In our case, we pretty much run all our clusters with RR turned fully up - not
necessarily for RR purposes, but for the purpose of more deterministic
behavior. You don't want things falling over when a replica goas down. If you
don't have the iops/CPU to take all replicas having to process all requests for
a replica set, you're at risk of falling over (i.e., you don't scale, because
failures are common in large clusters) - unless you over-provision, but then
you might as well go all data reads to begin with.
I am not arguing against the idea of backup requests, but I *strongly*
recommend simply going for the trivial and obvious route of full data reads
*first* and getting the obvious pay-off with no increase in complexity (I would
even argue it's a *decrease* in complexity in terms of the behavior of the
system as a whole, especially from the perspective of a human understanding
emergent cluster behavior) - and then slowly develop something like this, with
very careful thought to all the edge cases and implications of it.

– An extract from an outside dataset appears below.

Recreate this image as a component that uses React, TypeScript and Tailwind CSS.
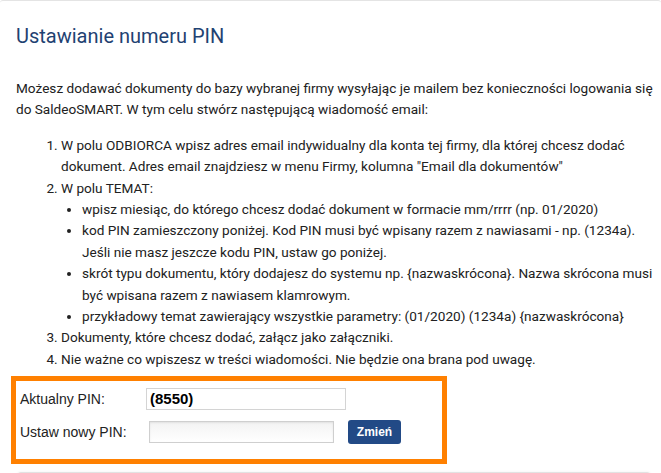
import React from 'react';

const PinSettings: React.FC = () => {
  return (
    <div className="min-h-screen bg-white font-['Roboto',sans-serif] text-[#212121]">
      <div className="rounded-t-[3px] border-t border-[#e4e4e4] pl-4 pr-[6px]">
        <h1 className="pt-[22px] text-[20px] leading-[26px] text-[#1f4272]">Ustawianie numeru PIN</h1>

        <p className="mt-[29px] text-[13.6px] leading-[21.4px]">
          Możesz dodawać dokumenty do bazy wybranej firmy wysyłając je mailem bez konieczności logowania się do
          SaldeoSMART. W tym celu stwórz następującą wiadomość email:
        </p>

        <ol className="mt-[14px] list-decimal pl-[45px] text-[13.6px] leading-[21.4px]">
          <li>
            W polu ODBIORCA wpisz adres email indywidualny dla konta tej firmy, dla której chcesz dodać dokument. Adres
            email znajdziesz w menu Firmy, kolumna "Email dla dokumentów"
          </li>
          <li>
            W polu TEMAT:
            <ul className="list-disc pl-[21px]">
              <li>wpisz miesiąc, do którego chcesz dodać dokument w formacie mm/rrrr (np. 01/2020)</li>
              <li>
                kod PIN zamieszczony poniżej. Kod PIN musi być wpisany razem z nawiasami - np. (1234a). Jeśli nie masz
                jeszcze kodu PIN, ustaw go poniżej.
              </li>
              <li>
                skrót typu dokumentu, który dodajesz do systemu np. {'{nazwaskrócona}'}. Nazwa skrócona musi być
                wpisana razem z nawiasem klamrowym.
              </li>
              <li>przykładowy temat zawierający wszystkie parametry: (01/2020) (1234a) {'{nazwaskrócona}'}</li>
            </ul>
          </li>
          <li>Dokumenty, które chcesz dodać, załącz jako załączniki.</li>
          <li>Nie ważne co wpiszesz w treści wiadomości. Nie będzie ona brana pod uwagę.</li>
        </ol>

        <div className="-ml-[5px] mt-[6px] w-[436px] border-[5px] border-[#ff8000] pb-[15px] pl-[4px] pt-[7px] font-['Liberation_Sans',Arial,sans-serif] text-[14px] text-[#222]">
          <div className="flex h-[22px] items-center">
            <span className="w-[126px]">Aktualny PIN:</span>
            <div className="flex h-[22px] w-[200px] items-center border border-[#d4d4d4] pl-[3px] text-[15px] font-bold text-black">
              (8550)
            </div>
          </div>
          <div className="mt-[10px] flex h-[24px] items-center">
            <span className="w-[129px]">Ustaw nowy PIN:</span>
            <input
              type="text"
              className="h-[22px] w-[185px] border border-[#cfcfcf] bg-gradient-to-b from-[#f3f3f3] to-white shadow-[inset_0_1px_2px_rgba(0,0,0,0.08)] outline-none"
            />
            <button className="ml-[14px] h-[24px] w-[53px] rounded-[3px] bg-[#224a86] text-[12px] font-bold text-white">
              Zmień
            </button>
          </div>
        </div>
      </div>

      <div className="ml-4 mt-[8px] h-[20px] w-[636px] rounded-t-[5px] border border-[#e2e2e2] shadow-[0_-1px_2px_rgba(0,0,0,0.03)]" />
    </div>
  );
};

export default function App() {
  return <PinSettings />;
}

I'm in favor of long-term *predictable* performance. Full data reads is a very
very easy way to achieve that, and vastly better latency, in many cases (the
bandwidth saturation case pretty much being the major exception; CPU savings
aren't really relevant with Cassandra's model if you expect to survive nodes
being down). It's also very easy for a human to understand the behavior when
looking at graphs of system behavior in some event, and trying to predict what
will happen, or explain what did happen.
I really think the drawbacks of full data reads are being massively
over-estimated and the implications of lack of data reads massively
under-estimated.
> Speculative execution for CL_ONE
> --------------------------------
>
> Key: CASSANDRA-4705
> URL: https://issues.apache.org/jira/browse/CASSANDRA-4705
> Project: Cassandra
> Issue Type: Improvement
> Affects Versions: 1.2.0
> Reporter: Vijay
> Assignee: Vijay
> Priority: Minor
>
> When read_repair is not 1.0, we send the request to one node for some of the
> requests. When a node goes down or when a node is too busy the client has to
> wait for the timeout before it can retry.

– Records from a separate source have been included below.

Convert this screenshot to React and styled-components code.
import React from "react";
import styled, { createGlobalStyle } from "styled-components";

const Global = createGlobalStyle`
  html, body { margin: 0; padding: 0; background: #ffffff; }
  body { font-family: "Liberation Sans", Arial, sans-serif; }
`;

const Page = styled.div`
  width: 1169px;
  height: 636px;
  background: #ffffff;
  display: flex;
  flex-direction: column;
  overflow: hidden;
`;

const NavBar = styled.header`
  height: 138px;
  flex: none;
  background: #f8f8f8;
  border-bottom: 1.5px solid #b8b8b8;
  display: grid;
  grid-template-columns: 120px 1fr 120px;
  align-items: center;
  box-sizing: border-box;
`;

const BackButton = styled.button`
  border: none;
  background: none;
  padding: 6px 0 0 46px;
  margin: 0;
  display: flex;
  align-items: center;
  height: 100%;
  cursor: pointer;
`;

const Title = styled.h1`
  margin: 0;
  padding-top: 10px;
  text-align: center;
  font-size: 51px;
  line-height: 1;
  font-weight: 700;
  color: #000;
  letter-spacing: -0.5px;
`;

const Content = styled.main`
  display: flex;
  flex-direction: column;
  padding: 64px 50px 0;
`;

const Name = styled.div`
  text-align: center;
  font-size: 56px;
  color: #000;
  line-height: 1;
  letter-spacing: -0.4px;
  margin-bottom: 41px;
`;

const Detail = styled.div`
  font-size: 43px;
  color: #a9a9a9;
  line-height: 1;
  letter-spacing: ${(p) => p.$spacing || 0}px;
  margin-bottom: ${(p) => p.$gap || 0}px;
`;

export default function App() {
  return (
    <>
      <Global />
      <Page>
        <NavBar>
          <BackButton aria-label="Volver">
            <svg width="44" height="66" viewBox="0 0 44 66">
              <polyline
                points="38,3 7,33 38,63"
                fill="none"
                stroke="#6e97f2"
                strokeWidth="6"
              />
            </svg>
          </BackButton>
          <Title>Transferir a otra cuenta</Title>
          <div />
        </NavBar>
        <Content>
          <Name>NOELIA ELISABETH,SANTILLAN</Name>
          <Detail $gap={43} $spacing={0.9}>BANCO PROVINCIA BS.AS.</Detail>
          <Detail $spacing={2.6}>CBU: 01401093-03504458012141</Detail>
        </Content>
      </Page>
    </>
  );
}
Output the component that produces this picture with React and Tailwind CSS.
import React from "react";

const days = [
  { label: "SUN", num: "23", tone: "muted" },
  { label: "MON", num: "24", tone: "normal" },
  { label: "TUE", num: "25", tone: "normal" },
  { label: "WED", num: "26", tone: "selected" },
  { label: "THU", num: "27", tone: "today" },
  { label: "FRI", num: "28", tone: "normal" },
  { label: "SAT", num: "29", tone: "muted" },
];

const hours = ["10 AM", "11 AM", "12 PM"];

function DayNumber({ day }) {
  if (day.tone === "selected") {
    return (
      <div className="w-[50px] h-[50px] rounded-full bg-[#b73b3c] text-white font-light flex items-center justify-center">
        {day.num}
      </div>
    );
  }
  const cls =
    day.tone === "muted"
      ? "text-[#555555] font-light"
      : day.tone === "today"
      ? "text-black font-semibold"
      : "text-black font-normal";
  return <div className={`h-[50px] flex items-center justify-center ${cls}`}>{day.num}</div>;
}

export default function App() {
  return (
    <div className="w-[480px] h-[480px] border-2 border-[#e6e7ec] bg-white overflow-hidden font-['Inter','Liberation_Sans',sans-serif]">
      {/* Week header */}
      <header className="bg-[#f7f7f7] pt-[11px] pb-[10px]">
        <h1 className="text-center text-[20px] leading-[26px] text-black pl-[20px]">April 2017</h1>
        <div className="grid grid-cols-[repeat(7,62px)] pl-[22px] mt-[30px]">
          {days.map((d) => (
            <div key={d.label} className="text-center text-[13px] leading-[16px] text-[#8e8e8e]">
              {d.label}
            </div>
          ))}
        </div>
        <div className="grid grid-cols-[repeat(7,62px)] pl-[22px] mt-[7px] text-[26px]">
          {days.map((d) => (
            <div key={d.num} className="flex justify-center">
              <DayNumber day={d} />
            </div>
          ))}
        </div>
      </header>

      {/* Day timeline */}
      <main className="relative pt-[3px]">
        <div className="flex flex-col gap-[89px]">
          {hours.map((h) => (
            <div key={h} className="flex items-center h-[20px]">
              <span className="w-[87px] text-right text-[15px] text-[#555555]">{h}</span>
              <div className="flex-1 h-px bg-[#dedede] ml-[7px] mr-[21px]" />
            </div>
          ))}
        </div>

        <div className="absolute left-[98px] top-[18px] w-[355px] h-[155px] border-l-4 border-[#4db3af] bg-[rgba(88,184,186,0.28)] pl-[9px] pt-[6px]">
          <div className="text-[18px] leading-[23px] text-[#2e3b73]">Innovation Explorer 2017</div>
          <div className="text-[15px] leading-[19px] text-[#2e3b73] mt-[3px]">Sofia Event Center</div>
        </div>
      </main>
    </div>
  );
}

> It would be nice to watch for latency and execute an additional request to a
> different node, if the response is not received within average/99% of the
> response times recorded in the past.
> CASSANDRA-2540 might be able to solve the variance when read_repair is set to
> 1.0
> 1) May be we need to use metrics-core to record various Percentiles
> 2) Modify ReadCallback.get to execute additional request speculatively.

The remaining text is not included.